The moment the tea-tray was brought in, Kanfoudi’s father awoke from his sleep, scratched vigorously his armpits and his backside, and announced, “Today, I’ve learnt a lot. By Allah, it’s a rare privilege to be in the company of illustrious scholars and eminent men of learning. Our Prophet, peace and blessings be upon him, commanded his followers to seek knowledge even if it was in China. Well, knowledge is here in my son’s flat! Allah is great, alhamdu lillah!”
Kanfoudi’s father pulled the tray a little closer to himself, lifted the teapot in the air, and filled one glass. He held it to his eyes to inspect the colour of the tea and the white foam on top. He tasted it pensively, shook his turbaned head with a nod of satisfaction, and poured the tea back into the pot, slamming the lid shut with a loud clang. Again, lifting the teapot high above the glasses, he poured tea into the glasses with a flourish and pushed the glasses towards the guests. He took his own glass, blew into the steaming tea, and drank it in long noisy sips. He shoved an enormous bite of pie in his mouth and chewed noisily and vigorously with his mouth open and little morsels of food hanging out.
Having drunk two glasses and devoured a large piece of the pie, he drew out a snuff pouch from one of his pockets, took out a pinch of snuff, and sniffed into one nostril, then the other. He sneezed several times.
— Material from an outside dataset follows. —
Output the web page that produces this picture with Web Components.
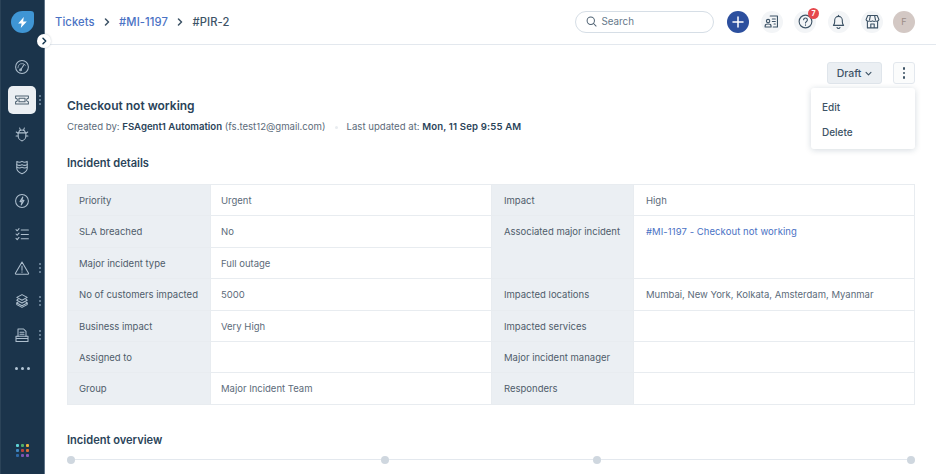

Each time, he said, “Allah is great!” And each time he said so, the guests responded in unison, “May Allah have mercy on your soul,” upon which he rejoined, “May Allah reward you and have mercy on your parents.” Then he produced a dirty cotton handkerchief from his breast pocket and blew his nose into it vigorously.
His son’s brain was boiling inside his skull with suppressed exasperation and rage like a hot cauldron of tar.
Pushing his yellow golden turban further back from his brow, his father cleared his voice and declared, “The things and affairs of the world are intriguing and mysterious. For instance, once upon a time — it happened before Kanfoudi was born — I think I had then my first son, Bal’eed, who died from a scorpion sting at the age of seven months — once upon a time my associate, Si Rahmani, said to me, ‘Si Benissa, I’m fed up with this lousy poultry trade of ours. I’ve given it a great deal of thought. Why don’t we try something bigger and more profitable?’ ‘Do you mean sheep or goats?’ asked I. ‘No, my friend,’ he replied. ‘I mean buying and selling cows.’ So, we put our money together, went to a souk in the small hours and bought a cow while it was still pitch dark. As the sun began to cast its rays from behind the hill, we realized that our cow was no more than bones in a big bag of hide. She wasn’t even fit for making minced meat. We took the cow home much disheartened. We led our cow from one souk to another without finding any buyer for her, none even inquired about the price. The livestock merchants laughed at us and jeered at our cow. We became the joke of every souk we went to. Si Rahmani told me, ‘You know, Si Benissa, only a blind man would buy this emaciated cow. Just be patient, we’ll sell her sooner or later. Allah bestows a husband even on a hairless girl, a buyer even for a tailless cow. Just be patient!’